The board should be very specific on what new superintendent must accomplish to keep his/her job.

Every employee would love a job with good pay without having to accoplish any results and still get to keep their jobs.

One consideration, we should not elect educators to the school board because that is hiring the fox to guard the hen house.

N.D. Kennedy
Ooltewah 

* * * 

Mr. Kennedy has legitimate comments. The public is paying the bill so why were Smith's contract and terms not made public? 

This is a matter of concern and from this point forward we the taxpayer have a right to know the terms and conditions upon which a superintendent is employed. Further, our school board lawyer, along with the Hamilton County attorney, should develop and write the terms of that contract and it should be public knowledge. 

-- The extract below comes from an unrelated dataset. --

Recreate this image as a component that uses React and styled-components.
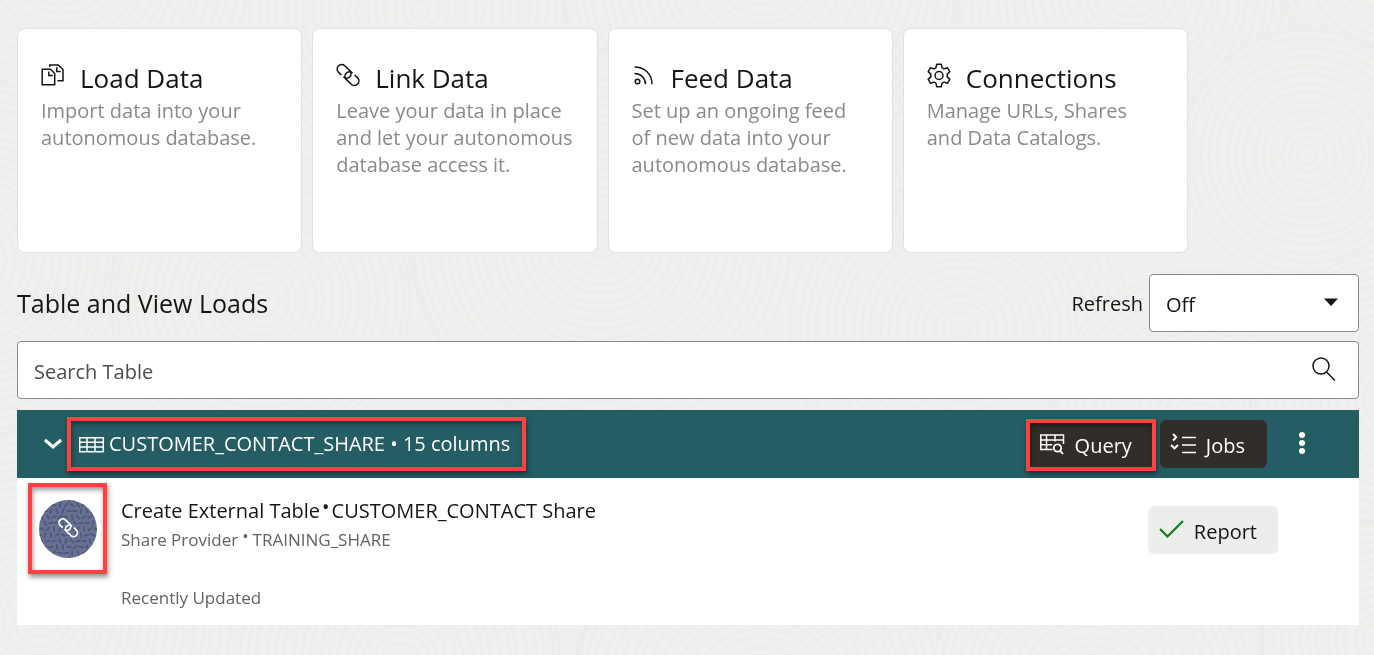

This nonsense of the superintendent dictating terms of employment is ridiculous. Certainly common sense must include room and ability to negotiate terms. However, the contract should not include moving/relocation expenses nor compensation for anything other than the duties specified in the superintendent job description. The contract should not allow early contract extensions - in fact it should stipulate that extensions will only be discussed beginning 90 days prior to contract end date. 

The entire Hamilton County government, but most specifically the HCDE, must constantly bear in mind that every taxpayer penny spent for expenses other than direct classroom expense does not beneficially aid in educating our children.  

I totally agree that we need an experienced business person in charge of the HCDE. The superintendent in charge of curriculum should report to the business manager. The wolf guards the hen house when a curriculum oriented individual has free reign with no oversight in budgetary matters. HCDE in a multimillion dollar business and we the taxpayer expect it to be run profitably with measurable results.